John Henry Belter's Miscellanea
John Henry Belter's Miscellanea
belter-worktable Those of you who visit this site regularly and/or are John Henry Belter furniture fans are very familiar with his over-the-top Rococo parlor furniture - tables, chairs, settees, meridiennes... But there are, of course, other forms of furniture out there that Belter made that you can run across from time to time, but you need to know how to spot them if they are not signed in some way. If it were not labeled properly, my guess is that many of us would walk right by this worktable in an antiques store and never know it was made in his very famous shop in the mid-nineteenth century (I assume he made more than just this one and that there are more out there). I'm hoping that by writing this blog entry, staring at the photo, it will become embedded in my brain so that when I run across one sitting there unassumingly in a random antique shop I visit, I will know where it came from. It may not be a masterpiece and I may be crazy, but to me, owning any Belter piece is an honor. A work table like this one is pictured on page 83 of the Belter book, which states that a table like this one and a bed were used by Belter in a home furnished from his own shop. This worktable was in the sale yesterday and sold for a measley $900. There was also a firescreen that was attributed to Belter that sold for $28,000.
John Henry Belter's Miscellanea

4 comments

  1. Bart
    I though many of the furniture prices were quite low.

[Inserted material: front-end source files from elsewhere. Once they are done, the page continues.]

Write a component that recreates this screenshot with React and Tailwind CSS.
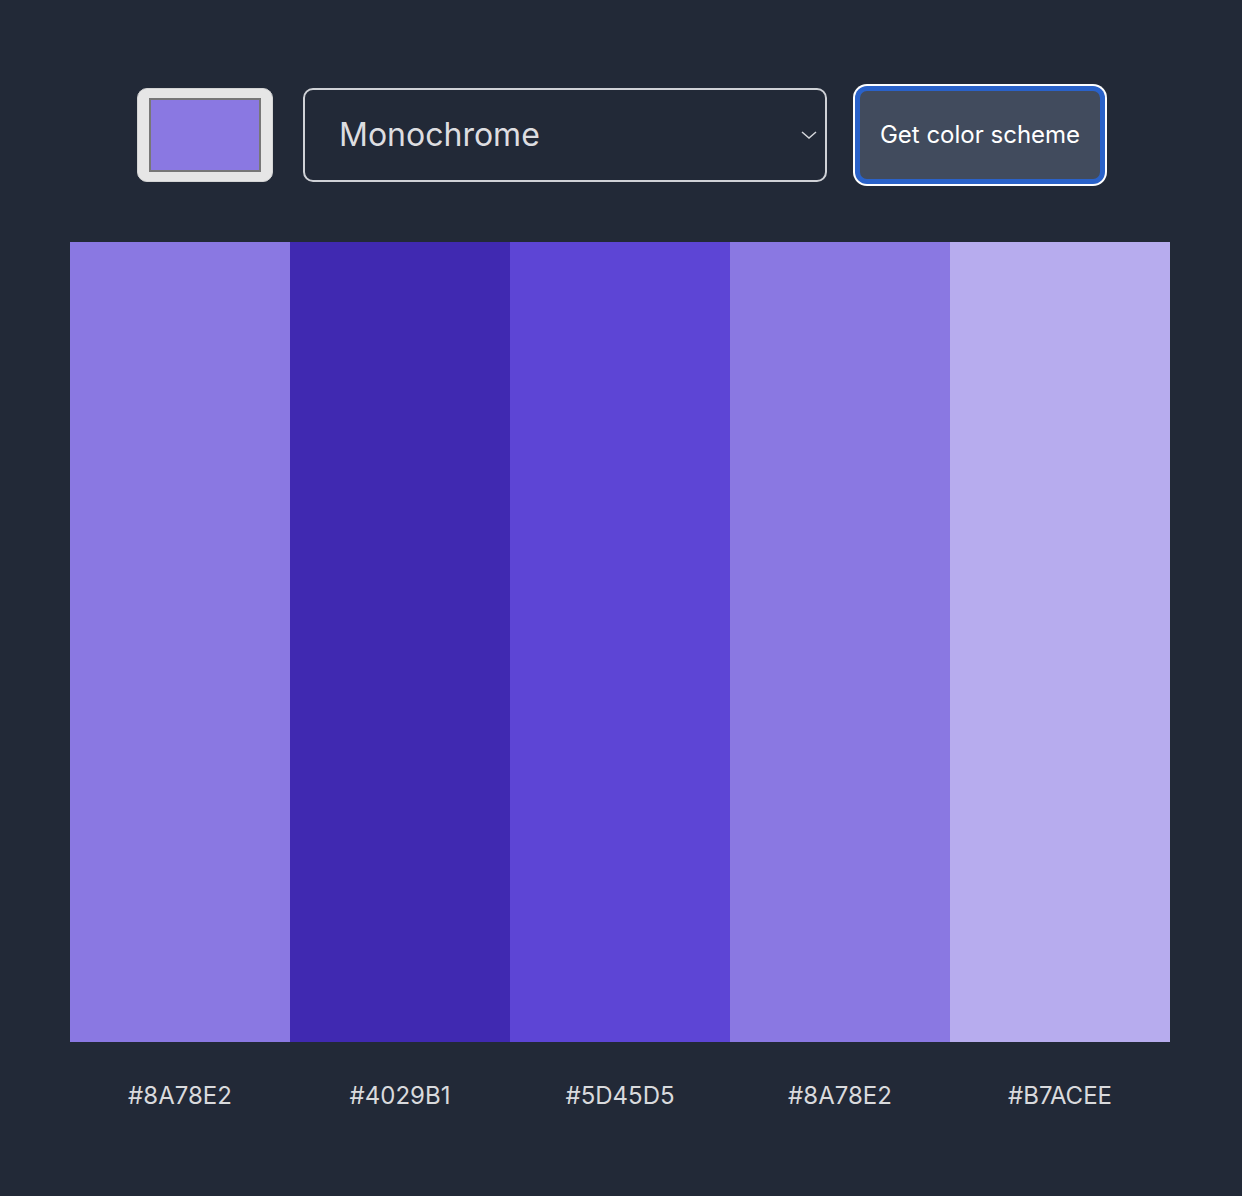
import { useState } from 'react';

const colors = ['#8A78E2', '#4029B1', '#5D45D5', '#8A78E2', '#B7ACEE'];

const App = () => {
  const [mode, setMode] = useState('monochrome');

  return (
    <div className="min-h-[1196px] bg-[#222937] pt-[88px] font-['Inter','Liberation_Sans',sans-serif]">
      {/* Controls */}
      <div className="flex items-center pl-[137px] gap-[30px]">
        <div className="w-[136px] h-[94px] rounded-[10px] bg-[#e6e6e6] border border-[#d4d4d4] px-[11px] py-[9px]">
          <div className="w-full h-full bg-[#8A78E2] border-2 border-[#777777]"></div>
        </div>
        <div className="relative w-[524px] h-[94px]">
          <select
            value={mode}
            onChange={e => setMode(e.target.value)}
            className="appearance-none w-full h-full bg-transparent border-2 border-[#cfd1d6] rounded-[10px] pl-[34px] text-[32px] text-[#dddde0] outline-none"
          >
            <option value="monochrome">Monochrome</option>
            <option value="analogic">Analogic</option>
            <option value="complement">Complement</option>
          </select>
          <svg
            className="absolute right-[8px] top-1/2 -translate-y-1/2 w-[20px] h-[20px] pointer-events-none"
            viewBox="0 0 20 20"
            fill="none"
            stroke="#d4d6da"
            strokeWidth="1.5"
          >
            <path d="M3 7l7 6 7-6" />
          </svg>
        </div>
        <button className="w-[246px] h-[94px] rounded-[10px] bg-[#414b5d] border-[3px] border-[#2a62c9] shadow-[0_0_0_2px_#2a62c9,0_0_0_4px_#ffffff] text-white text-[24px]">
          Get color scheme
        </button>
      </div>

      {/* Palette */}
      <div className="w-[1100px] ml-[70px] mt-[60px]">
        <div className="grid grid-cols-5 h-[800px]">
          {colors.map((c, idx) => (
            <div key={idx} className="h-full" style={{ backgroundColor: c }}></div>
          ))}
        </div>
        <div className="grid grid-cols-5 mt-[38px]">
          {colors.map((c, idx) => (
            <p key={idx} className="text-center text-[24px] leading-8 text-[#d9dadd]">{c}</p>
          ))}
        </div>
      </div>
    </div>
  );
};

export default App;
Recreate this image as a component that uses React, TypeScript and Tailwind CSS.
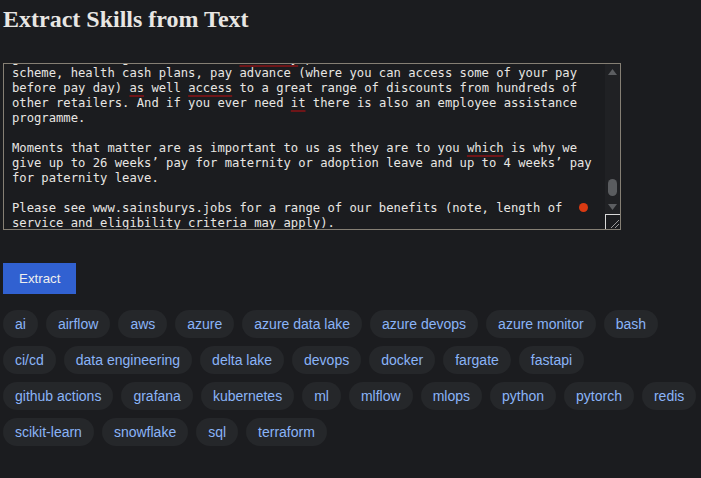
import type { ReactNode } from "react";

const skills = [
  "ai",
  "airflow",
  "aws",
  "azure",
  "azure data lake",
  "azure devops",
  "azure monitor",
  "bash",
  "ci/cd",
  "data engineering",
  "delta lake",
  "devops",
  "docker",
  "fargate",
  "fastapi",
  "github actions",
  "grafana",
  "kubernetes",
  "ml",
  "mlflow",
  "mlops",
  "python",
  "pytorch",
  "redis",
  "scikit-learn",
  "snowflake",
  "sql",
  "terraform",
];

function Typo({ children }: { children: ReactNode }) {
  return (
    <span className="underline decoration-[#6e1518] decoration-2 underline-offset-[3px]">{children}</span>
  );
}

function Line({ children }: { children?: ReactNode }) {
  return <div className="h-[15px] whitespace-pre">{children ?? " "}</div>;
}

function Scrollbar() {
  return (
    <div className="flex w-[15px] flex-col bg-[#202124]">
      <div className="flex h-[15px] items-center justify-center">
        <svg width="9" height="6" viewBox="0 0 9 6">
          <path d="M4.5 0 L9 6 L0 6 Z" fill="#5c5e61" />
        </svg>
      </div>
      <div className="flex flex-1 justify-center">
        <div className="mt-[100px] h-[17px] w-[9px] rounded-full bg-[#5a5c5f]" />
      </div>
      <div className="flex h-[15px] items-center justify-center">
        <svg width="9" height="6" viewBox="0 0 9 6">
          <path d="M0 0 L9 0 L4.5 6 Z" fill="#5c5e61" />
        </svg>
      </div>
      <div className="h-[15px] border-l border-t border-[#d8d8d8] bg-[#1b1c1f]">
        <svg width="14" height="14" viewBox="0 0 14 14">
          <path d="M5 13 L13 5 M9 13 L13 9" stroke="#9a9a9a" strokeWidth="1" />
        </svg>
      </div>
    </div>
  );
}

export default function App() {
  return (
    <div className="min-h-screen bg-[#1b1c1f] px-[3px] pt-[5px] font-['Liberation_Sans',Arial,sans-serif]">
      <h1 className="font-['Liberation_Serif','Times_New_Roman',serif] text-[24px] leading-[28px] font-bold text-[#e8e6e3]">
        Extract Skills from Text
      </h1>

      <div className="mt-[30px] flex h-[167px] w-[618px] border border-[#857f74] bg-[#1b1c1f]">
        <div className="relative flex-1 overflow-hidden pl-[8px] font-['DejaVu_Sans_Mono',monospace] text-[12.2px] leading-[15px] text-[#e8e6e3]">
          <div className="-mt-[13px]">
            <Line>
              generous colleague discount, a <Typo>Sainsbry</Typo> pension, a share save
            </Line>
            <Line>scheme, health cash plans, pay advance (where you can access some of your pay</Line>
            <Line>
              before pay day) <Typo>as</Typo> well <Typo>access</Typo> to a great range of discounts from hundreds of
            </Line>
            <Line>
              other retailers. And if you ever need <Typo>it</Typo> there is also an employee assistance
            </Line>
            <Line>programme.</Line>
            <Line />
            <Line>
              Moments that matter are as important to us as they are to you <Typo>which</Typo> is why we
            </Line>
            <Line>give up to 26 weeks’ pay for maternity or adoption leave and up to 4 weeks’ pay</Line>
            <Line>for paternity leave.</Line>
            <Line />
            <Line>Please see www.sainsburys.jobs for a range of our benefits (note, length of</Line>
            <Line>service and eligibility criteria may apply).</Line>
          </div>
          <span className="absolute left-[575px] top-[139px] size-[9px] rounded-full bg-[#d93a12]" />
        </div>
        <Scrollbar />
      </div>

      <button className="mt-[33px] h-[31px] bg-[#3161d1] px-4 text-[13.33px] text-[#eeeeee]">Extract</button>

      <div className="mt-4 flex flex-wrap gap-2">
        {skills.map((skill) => (
          <span
            key={skill}
            className="rounded-full bg-[#25272a] px-3 py-[6px] text-[14px] leading-4 text-[#8ab4f8]"
          >
            {skill}
          </span>
        ))}
      </div>
    </div>
  );
}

A very nice Hunzinger rocker went for a mere $475.
  2. zeke
    I think, because we mostly see museum examples, we get used to seeing the "Best" of the major Victorian furniture makers works. I'm sure these shops catered to a large group of buyers in more than one economic range. There must be a lot of unlabled, unattributed pieces out there by many of the major makers.
  3. Preston
    Who made the two settees in the Lincoln bedroom in the Presidential White House?
  4. misslilybart
    According to the press coverage of the re-decoration of the Lincoln Bed and Sitting Rooms several years ago, the settees are Belter and were donated to the White House by the Winterthur Museum.